If there is anything anachronistic about the world today, it is surely the continued existence of monarchies. In the 21st century, even as every other institution – from prime minister’s offices to the boardrooms of the largest corporations – have democratized, monarchies stubbornly remain in some form or another in more than thirty countries around the world. They range in degrees of control, from the constitutionally limited to the absolutely powerful.
A brief look at the various monarchies around the world makes clear the fact that they are predicated on the same insidious assumption: legitimacy through inheritance. The state the House of Saud rules over with American military backing is the private property of King Abdullah and his family, a triply layered society in which one set of rules exist for the Saudi family, another similar set for those living in Western compounds, and a third, very different set for ordinary Saudis. (It is worth mentioning here that Queen Elizabeth happens to be the legal owner of all the land in the 52 Commonwealth states, making those countries not just legal monarchies but also feudalist realms.) Jordan and Morocco’s respective kings claim a direct lineage to the prophet of Islam to justify their reign. In Vatican City, the Pope, while not a king, is also a monarch, his claim to authority being that he is God’s vicar on earth. In North Korea, the head of state is considered infallible and also happens to be dead, thus making Kim Il-sung – the Eternal President of North Korea – both Caesar and God and rendering his nominally atheistic regime the most religious and absolutist on earth.

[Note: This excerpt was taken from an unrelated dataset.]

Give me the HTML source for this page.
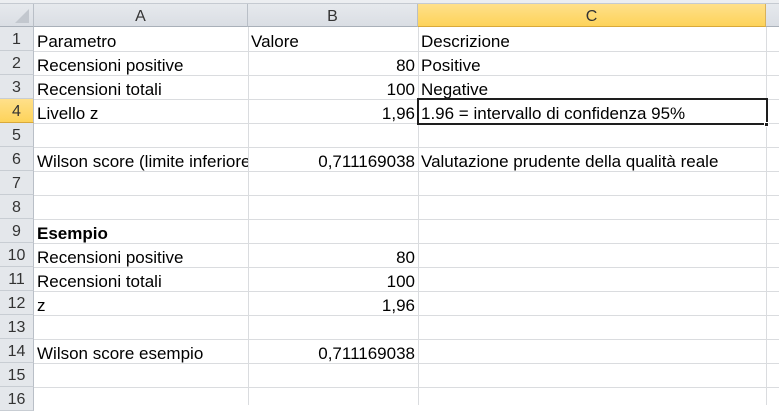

One would think that with the gradual but bloody victory of individual rights over state dictates and the universal appeal of democracy, that the world could rid itself of hereditary rulers. But this is not the case, and there is a steady supply of monarchists and conservatives who support the idea of power by inheritance.
There are several arguments they make to defend monarchy. Akhilesh Pillalamarri makes several of them in his recent piece. The first is that elected heads of state represent only the faction that elected them while kings do not. This is misleading. An elected head of state such as the U.S. president speaks for all Americans in his official capacity as U.S. president. When the head of state and head of government positions are combined – the latter being necessarily political – there is an implicit division of roles between the two. The president of the United States speaking at the UN General Assembly operates under a different mandate than the president of the United States debating a political opponent before an election.
Next come the arguments of practicality, tradition and usefulness. Though slightly different in each case, these arguments point to the utility of monarchical government and can be met with a simple follow-up question: Why not replace kings and queens with ceremonial presidents? The distinction may seem to lack a difference, but the fundamental covenant between citizens and the state is not the same for both systems. In a republican system, regardless of how the president is chosen, the governors rule with the consent of the governed. The social contract thus places the Indian president on the same footing as the chaiwallah. Both are equal under the law and in the eyes of the state, and the chaiwallah can one day become president, at least in theory. In monarchies like Britain and Japan and elsewhere, this cannot be countenanced even in the abstract.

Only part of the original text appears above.